(Records from a dataset)
---+---

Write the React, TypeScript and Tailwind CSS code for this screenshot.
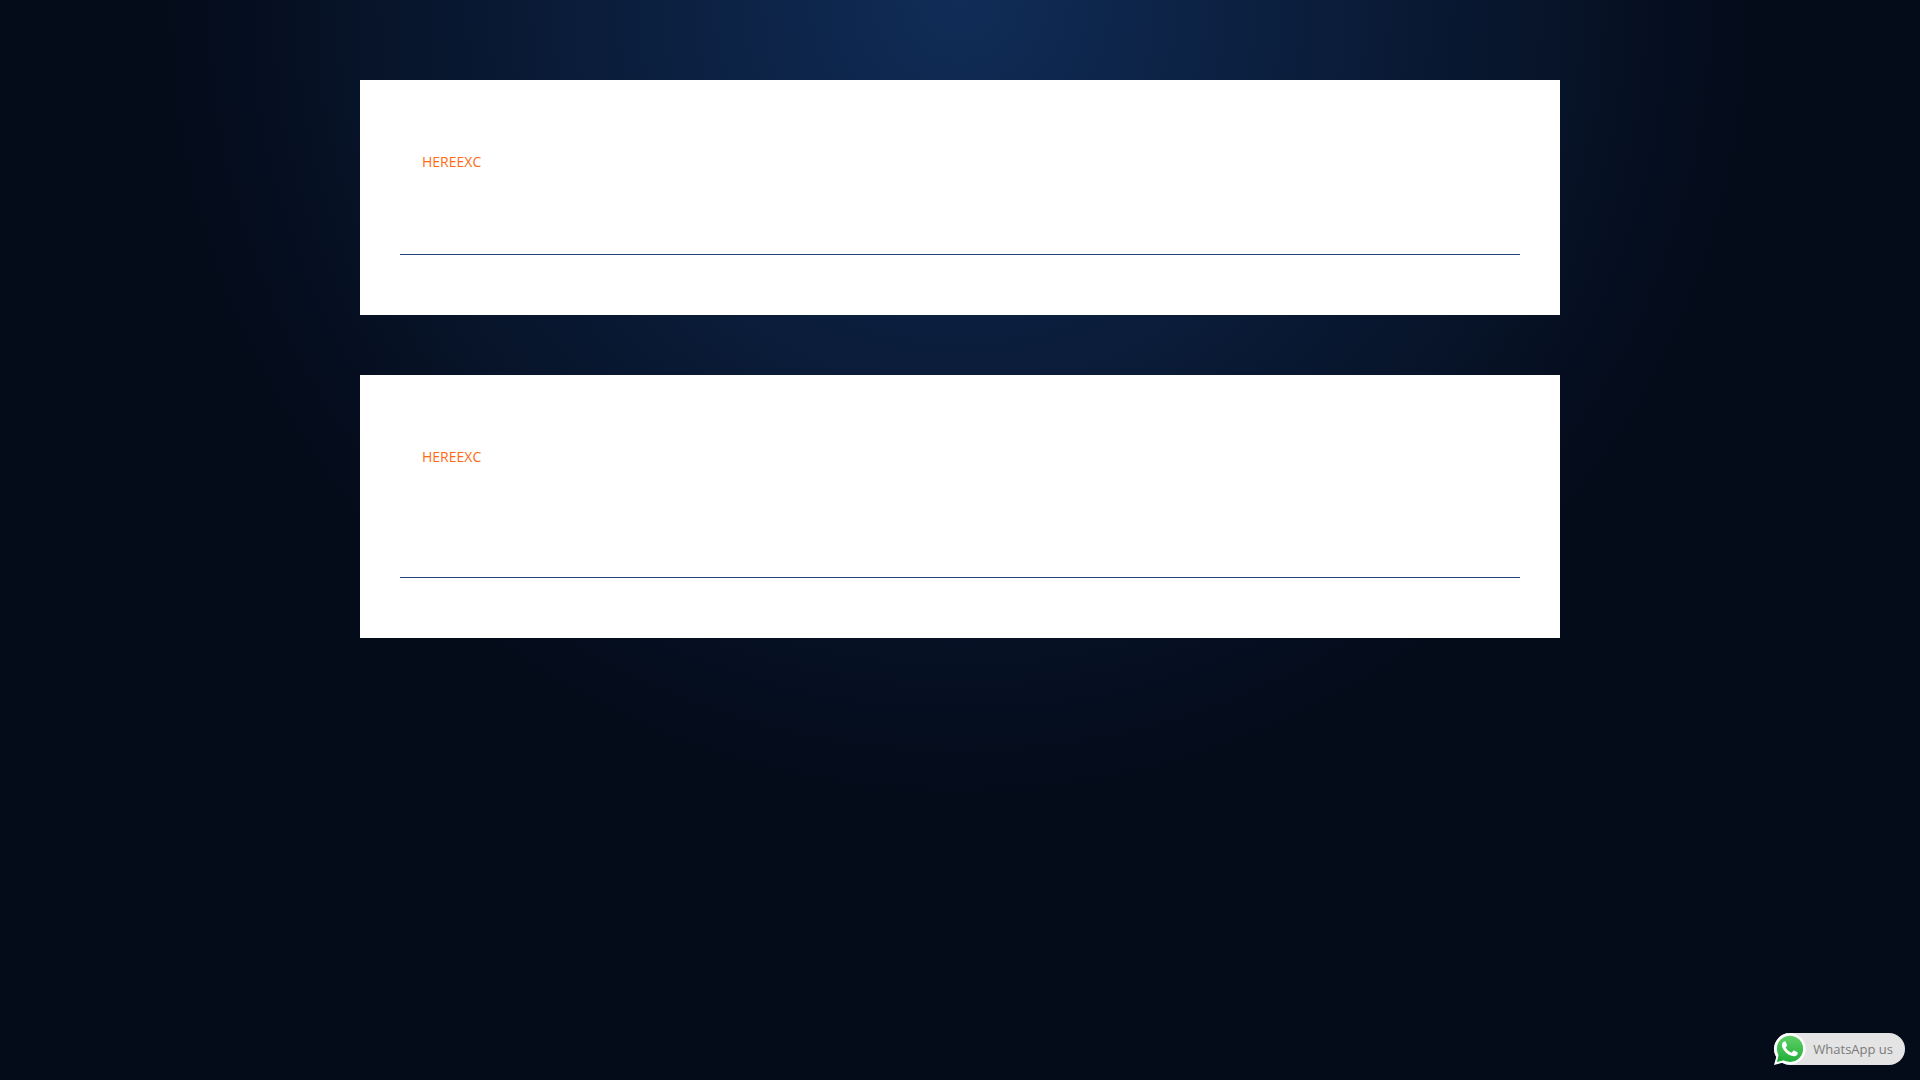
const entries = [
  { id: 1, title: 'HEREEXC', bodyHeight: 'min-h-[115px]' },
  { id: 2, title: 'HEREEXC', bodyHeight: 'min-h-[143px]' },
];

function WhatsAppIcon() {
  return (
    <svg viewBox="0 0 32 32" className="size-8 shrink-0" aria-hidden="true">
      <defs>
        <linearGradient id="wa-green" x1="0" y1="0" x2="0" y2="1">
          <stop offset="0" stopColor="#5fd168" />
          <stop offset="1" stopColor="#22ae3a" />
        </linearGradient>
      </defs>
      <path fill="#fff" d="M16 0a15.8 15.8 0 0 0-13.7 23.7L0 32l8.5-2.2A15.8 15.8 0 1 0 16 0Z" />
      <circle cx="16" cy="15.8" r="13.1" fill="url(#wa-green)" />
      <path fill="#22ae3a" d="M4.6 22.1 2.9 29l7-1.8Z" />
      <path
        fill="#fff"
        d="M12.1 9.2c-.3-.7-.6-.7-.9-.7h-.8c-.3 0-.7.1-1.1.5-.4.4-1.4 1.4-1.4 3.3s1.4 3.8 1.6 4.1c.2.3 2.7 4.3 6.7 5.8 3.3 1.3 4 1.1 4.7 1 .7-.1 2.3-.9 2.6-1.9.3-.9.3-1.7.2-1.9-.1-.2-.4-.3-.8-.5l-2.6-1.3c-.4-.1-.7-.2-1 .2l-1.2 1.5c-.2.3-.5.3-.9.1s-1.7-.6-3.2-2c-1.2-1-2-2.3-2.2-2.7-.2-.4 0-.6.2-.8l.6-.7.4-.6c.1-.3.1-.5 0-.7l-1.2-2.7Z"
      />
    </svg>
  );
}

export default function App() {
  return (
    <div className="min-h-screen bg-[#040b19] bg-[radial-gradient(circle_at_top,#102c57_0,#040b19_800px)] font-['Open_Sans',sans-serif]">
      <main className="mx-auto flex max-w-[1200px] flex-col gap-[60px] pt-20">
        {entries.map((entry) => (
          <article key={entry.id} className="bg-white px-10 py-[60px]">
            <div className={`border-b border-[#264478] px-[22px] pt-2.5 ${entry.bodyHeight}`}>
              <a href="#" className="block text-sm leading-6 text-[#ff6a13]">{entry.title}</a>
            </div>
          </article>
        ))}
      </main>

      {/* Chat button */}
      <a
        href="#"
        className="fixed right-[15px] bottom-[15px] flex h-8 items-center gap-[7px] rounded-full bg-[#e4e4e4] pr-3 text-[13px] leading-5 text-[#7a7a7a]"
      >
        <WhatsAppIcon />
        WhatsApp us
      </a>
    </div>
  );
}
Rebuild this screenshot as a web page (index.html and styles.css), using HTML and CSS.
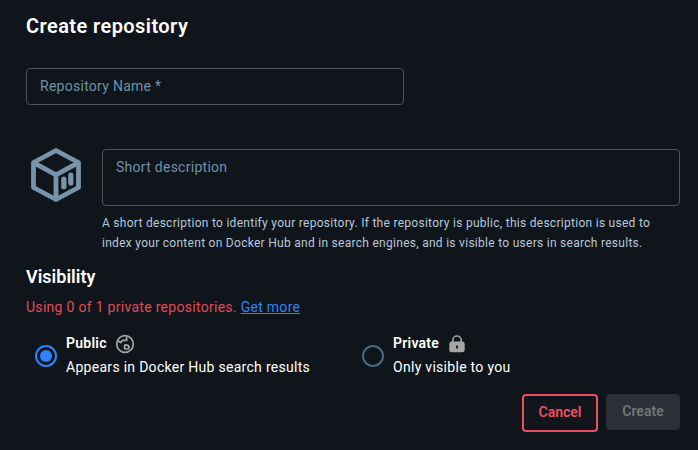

---+---

■ **Problem details**:
Repeat the full listing above exactly, with no pictures in the copy.

■ **Exercise response**:
Write the React, TypeScript and Tailwind CSS code for this screenshot.
const entries = [
  { id: 1, title: 'HEREEXC', bodyHeight: 'min-h-[115px]' },
  { id: 2, title: 'HEREEXC', bodyHeight: 'min-h-[143px]' },
];

function WhatsAppIcon() {
  return (
    <svg viewBox="0 0 32 32" className="size-8 shrink-0" aria-hidden="true">
      <defs>
        <linearGradient id="wa-green" x1="0" y1="0" x2="0" y2="1">
          <stop offset="0" stopColor="#5fd168" />
          <stop offset="1" stopColor="#22ae3a" />
        </linearGradient>
      </defs>
      <path fill="#fff" d="M16 0a15.8 15.8 0 0 0-13.7 23.7L0 32l8.5-2.2A15.8 15.8 0 1 0 16 0Z" />
      <circle cx="16" cy="15.8" r="13.1" fill="url(#wa-green)" />
      <path fill="#22ae3a" d="M4.6 22.1 2.9 29l7-1.8Z" />
      <path
        fill="#fff"
        d="M12.1 9.2c-.3-.7-.6-.7-.9-.7h-.8c-.3 0-.7.1-1.1.5-.4.4-1.4 1.4-1.4 3.3s1.4 3.8 1.6 4.1c.2.3 2.7 4.3 6.7 5.8 3.3 1.3 4 1.1 4.7 1 .7-.1 2.3-.9 2.6-1.9.3-.9.3-1.7.2-1.9-.1-.2-.4-.3-.8-.5l-2.6-1.3c-.4-.1-.7-.2-1 .2l-1.2 1.5c-.2.3-.5.3-.9.1s-1.7-.6-3.2-2c-1.2-1-2-2.3-2.2-2.7-.2-.4 0-.6.2-.8l.6-.7.4-.6c.1-.3.1-.5 0-.7l-1.2-2.7Z"
      />
    </svg>
  );
}

export default function App() {
  return (
    <div className="min-h-screen bg-[#040b19] bg-[radial-gradient(circle_at_top,#102c57_0,#040b19_800px)] font-['Open_Sans',sans-serif]">
      <main className="mx-auto flex max-w-[1200px] flex-col gap-[60px] pt-20">
        {entries.map((entry) => (
          <article key={entry.id} className="bg-white px-10 py-[60px]">
            <div className={`border-b border-[#264478] px-[22px] pt-2.5 ${entry.bodyHeight}`}>
              <a href="#" className="block text-sm leading-6 text-[#ff6a13]">{entry.title}</a>
            </div>
          </article>
        ))}
      </main>

      {/* Chat button */}
      <a
        href="#"
        className="fixed right-[15px] bottom-[15px] flex h-8 items-center gap-[7px] rounded-full bg-[#e4e4e4] pr-3 text-[13px] leading-5 text-[#7a7a7a]"
      >
        <WhatsAppIcon />
        WhatsApp us
      </a>
    </div>
  );
}
Rebuild this screenshot as a web page (index.html and styles.css), using HTML and CSS.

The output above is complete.